O verde violentou o muro
O escritor brasileiro Ignácio de Loyola Brandão debruça seu olhar de testemunha sobre a Berlim dos anos 1980 e 1990, antes e depois da queda do muro. As reflexões de então, revisitadas duas décadas mais tarde, oferecem uma oportunidade para recuperar o impacto cotidiano das mudanças e seu significado não apenas para os berlinenses e alemães, mas para as gerações que se formaram em um mundo dividido pelo conflito entre Estados Unidos e União Soviética.
Stasiland
A australiana Anna Funder mergulhou como pesquisadora nos arquivos da Stasi e, a partir das informações, investigou como jornalista os personagens - perseguidores e perseguidos - das histórias cotidianas e anônimas da repressão política na Alemanha Oriental. O resultado traduz em nomes e relatos personalizados o que se conhecia como números e conceitos de história e ciência política. Para quem tenha assistido a A vida dos outros, a leitura de Stasiland dá os contornos reais de uma trama que poderia perfeitamente não ser ficção.

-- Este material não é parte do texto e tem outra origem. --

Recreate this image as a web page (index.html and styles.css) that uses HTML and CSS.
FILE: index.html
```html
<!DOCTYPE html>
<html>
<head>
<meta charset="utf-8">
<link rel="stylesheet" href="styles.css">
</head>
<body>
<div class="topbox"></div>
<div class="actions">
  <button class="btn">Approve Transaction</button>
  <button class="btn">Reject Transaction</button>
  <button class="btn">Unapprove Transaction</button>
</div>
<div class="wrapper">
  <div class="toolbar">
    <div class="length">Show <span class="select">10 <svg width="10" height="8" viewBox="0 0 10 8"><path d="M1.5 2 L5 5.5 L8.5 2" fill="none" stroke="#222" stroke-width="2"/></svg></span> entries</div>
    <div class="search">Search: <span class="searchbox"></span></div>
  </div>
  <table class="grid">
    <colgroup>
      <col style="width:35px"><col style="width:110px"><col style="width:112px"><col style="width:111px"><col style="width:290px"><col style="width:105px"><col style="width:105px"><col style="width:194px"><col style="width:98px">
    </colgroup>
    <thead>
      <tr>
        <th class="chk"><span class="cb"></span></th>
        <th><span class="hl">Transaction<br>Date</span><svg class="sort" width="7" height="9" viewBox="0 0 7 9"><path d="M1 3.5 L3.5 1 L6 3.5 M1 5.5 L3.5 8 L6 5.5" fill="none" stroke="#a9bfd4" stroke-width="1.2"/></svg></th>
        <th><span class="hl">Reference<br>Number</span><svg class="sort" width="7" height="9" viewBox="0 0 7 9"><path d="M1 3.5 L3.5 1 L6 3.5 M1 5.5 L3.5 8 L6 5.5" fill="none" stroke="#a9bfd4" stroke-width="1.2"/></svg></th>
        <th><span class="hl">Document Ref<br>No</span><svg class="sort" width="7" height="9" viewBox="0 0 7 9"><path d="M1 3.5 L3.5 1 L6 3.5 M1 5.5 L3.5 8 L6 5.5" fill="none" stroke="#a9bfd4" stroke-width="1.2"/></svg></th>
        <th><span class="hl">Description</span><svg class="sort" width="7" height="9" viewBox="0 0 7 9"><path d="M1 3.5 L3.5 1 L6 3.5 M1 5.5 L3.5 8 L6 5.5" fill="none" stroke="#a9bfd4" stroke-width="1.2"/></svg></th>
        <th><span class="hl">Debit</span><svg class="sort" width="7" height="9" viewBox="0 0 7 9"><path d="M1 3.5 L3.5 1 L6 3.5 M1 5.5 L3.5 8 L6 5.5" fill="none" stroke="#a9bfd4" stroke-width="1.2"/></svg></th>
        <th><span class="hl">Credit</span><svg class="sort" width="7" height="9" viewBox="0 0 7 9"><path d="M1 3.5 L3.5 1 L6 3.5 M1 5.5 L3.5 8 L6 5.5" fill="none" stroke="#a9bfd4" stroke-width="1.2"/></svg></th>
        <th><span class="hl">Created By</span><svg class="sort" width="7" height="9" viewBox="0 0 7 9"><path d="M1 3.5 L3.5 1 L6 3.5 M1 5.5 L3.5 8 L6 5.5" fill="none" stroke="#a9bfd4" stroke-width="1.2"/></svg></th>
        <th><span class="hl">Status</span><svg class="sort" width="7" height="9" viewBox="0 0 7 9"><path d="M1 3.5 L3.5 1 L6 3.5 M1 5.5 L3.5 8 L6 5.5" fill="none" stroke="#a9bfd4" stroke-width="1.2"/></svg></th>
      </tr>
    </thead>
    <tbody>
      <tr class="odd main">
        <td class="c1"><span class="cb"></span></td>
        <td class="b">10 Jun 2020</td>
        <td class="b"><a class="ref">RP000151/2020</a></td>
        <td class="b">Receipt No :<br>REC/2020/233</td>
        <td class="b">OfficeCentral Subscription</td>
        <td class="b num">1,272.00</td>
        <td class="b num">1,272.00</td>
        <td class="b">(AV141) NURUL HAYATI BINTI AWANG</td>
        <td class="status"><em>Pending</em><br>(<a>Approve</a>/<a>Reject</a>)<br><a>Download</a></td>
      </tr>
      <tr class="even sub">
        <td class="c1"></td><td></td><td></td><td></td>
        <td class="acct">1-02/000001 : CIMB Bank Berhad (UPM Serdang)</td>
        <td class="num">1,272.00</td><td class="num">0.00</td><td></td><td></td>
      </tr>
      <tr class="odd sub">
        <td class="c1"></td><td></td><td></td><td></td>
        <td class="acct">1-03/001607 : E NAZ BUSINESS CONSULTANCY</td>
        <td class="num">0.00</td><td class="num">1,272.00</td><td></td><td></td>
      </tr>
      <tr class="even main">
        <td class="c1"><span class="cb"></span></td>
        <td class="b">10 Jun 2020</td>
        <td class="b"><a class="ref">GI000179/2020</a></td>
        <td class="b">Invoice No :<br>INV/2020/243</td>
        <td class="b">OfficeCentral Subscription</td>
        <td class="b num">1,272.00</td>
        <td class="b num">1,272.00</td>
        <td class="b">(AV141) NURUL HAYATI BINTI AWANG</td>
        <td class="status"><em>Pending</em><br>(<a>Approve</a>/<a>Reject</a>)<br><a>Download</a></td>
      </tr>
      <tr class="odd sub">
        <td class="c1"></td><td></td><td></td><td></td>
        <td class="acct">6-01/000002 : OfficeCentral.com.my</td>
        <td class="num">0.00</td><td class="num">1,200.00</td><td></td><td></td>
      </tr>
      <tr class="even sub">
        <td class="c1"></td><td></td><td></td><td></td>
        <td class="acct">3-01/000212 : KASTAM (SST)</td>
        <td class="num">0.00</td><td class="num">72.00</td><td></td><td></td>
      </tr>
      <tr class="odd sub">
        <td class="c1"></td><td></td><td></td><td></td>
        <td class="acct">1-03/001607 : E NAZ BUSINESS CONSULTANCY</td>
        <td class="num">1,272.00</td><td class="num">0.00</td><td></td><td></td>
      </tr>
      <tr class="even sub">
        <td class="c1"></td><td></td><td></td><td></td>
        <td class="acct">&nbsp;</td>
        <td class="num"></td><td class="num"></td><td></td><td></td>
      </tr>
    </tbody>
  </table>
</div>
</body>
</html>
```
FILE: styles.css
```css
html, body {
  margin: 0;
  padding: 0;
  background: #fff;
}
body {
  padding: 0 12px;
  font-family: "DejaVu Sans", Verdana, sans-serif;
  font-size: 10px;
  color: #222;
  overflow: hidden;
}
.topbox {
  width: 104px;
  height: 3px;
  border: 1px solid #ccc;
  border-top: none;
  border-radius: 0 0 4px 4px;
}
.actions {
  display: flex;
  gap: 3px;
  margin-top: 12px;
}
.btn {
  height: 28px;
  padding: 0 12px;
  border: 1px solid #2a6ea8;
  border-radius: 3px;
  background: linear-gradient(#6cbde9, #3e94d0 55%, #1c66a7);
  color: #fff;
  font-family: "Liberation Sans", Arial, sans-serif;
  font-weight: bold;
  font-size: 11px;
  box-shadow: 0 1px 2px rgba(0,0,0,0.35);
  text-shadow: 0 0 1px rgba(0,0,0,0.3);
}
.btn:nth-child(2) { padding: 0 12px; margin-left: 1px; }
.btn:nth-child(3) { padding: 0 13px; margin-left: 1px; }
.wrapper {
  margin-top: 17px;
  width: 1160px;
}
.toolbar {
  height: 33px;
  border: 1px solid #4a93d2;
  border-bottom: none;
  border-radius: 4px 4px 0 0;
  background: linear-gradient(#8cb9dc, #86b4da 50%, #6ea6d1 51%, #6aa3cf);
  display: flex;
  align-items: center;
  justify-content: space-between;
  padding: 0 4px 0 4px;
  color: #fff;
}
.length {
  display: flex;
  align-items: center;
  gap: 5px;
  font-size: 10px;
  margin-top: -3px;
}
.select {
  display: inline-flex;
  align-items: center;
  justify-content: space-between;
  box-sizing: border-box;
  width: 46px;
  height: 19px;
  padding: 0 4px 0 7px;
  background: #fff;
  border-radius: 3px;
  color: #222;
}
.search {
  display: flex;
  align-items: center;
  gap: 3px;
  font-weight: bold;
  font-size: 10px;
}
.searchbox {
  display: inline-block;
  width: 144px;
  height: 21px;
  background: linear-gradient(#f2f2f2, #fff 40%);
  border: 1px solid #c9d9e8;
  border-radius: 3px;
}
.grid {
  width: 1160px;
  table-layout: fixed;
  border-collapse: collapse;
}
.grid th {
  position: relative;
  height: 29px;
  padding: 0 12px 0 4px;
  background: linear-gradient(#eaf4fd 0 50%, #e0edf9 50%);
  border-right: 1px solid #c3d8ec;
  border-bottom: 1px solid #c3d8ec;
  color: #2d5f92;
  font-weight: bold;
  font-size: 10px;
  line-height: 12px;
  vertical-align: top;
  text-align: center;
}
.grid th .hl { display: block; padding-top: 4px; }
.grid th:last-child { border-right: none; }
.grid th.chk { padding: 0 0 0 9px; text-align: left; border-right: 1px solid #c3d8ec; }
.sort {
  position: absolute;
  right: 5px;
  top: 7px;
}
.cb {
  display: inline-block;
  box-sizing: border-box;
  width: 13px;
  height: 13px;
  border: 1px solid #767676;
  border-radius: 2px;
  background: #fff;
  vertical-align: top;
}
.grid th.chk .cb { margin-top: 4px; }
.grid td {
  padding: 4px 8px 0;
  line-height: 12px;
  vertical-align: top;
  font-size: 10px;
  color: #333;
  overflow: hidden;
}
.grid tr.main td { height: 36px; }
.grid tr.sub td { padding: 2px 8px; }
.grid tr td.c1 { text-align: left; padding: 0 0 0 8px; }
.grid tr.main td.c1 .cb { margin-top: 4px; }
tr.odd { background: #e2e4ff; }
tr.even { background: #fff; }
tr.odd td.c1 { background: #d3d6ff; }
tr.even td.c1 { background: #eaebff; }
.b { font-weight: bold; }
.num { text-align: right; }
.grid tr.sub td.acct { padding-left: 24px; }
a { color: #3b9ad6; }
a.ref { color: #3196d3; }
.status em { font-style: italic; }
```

A reunificação da Alemanha
Nesta obra, com a terceira edição recém-lançada pela Editora Unesp, o cientista político e historiador brasileiro Luiz Alberto Moniz Bandeira reconstitui os bastidores da disputa intestina que levou à queda de Erich Honecker, do Muro de Berlim e ao dominó que culminou com o fim da União Soviética. Entre as fontes do autor, estão entrevistas com alguns dos protagonistas do eletrizante outono (boreal) de 1989, como Egon Krenz, Hans Modrow e Lothar de Maizière, sem falar no chefe da Stasi, Erich Mielke, e no superespião Markus Wolf.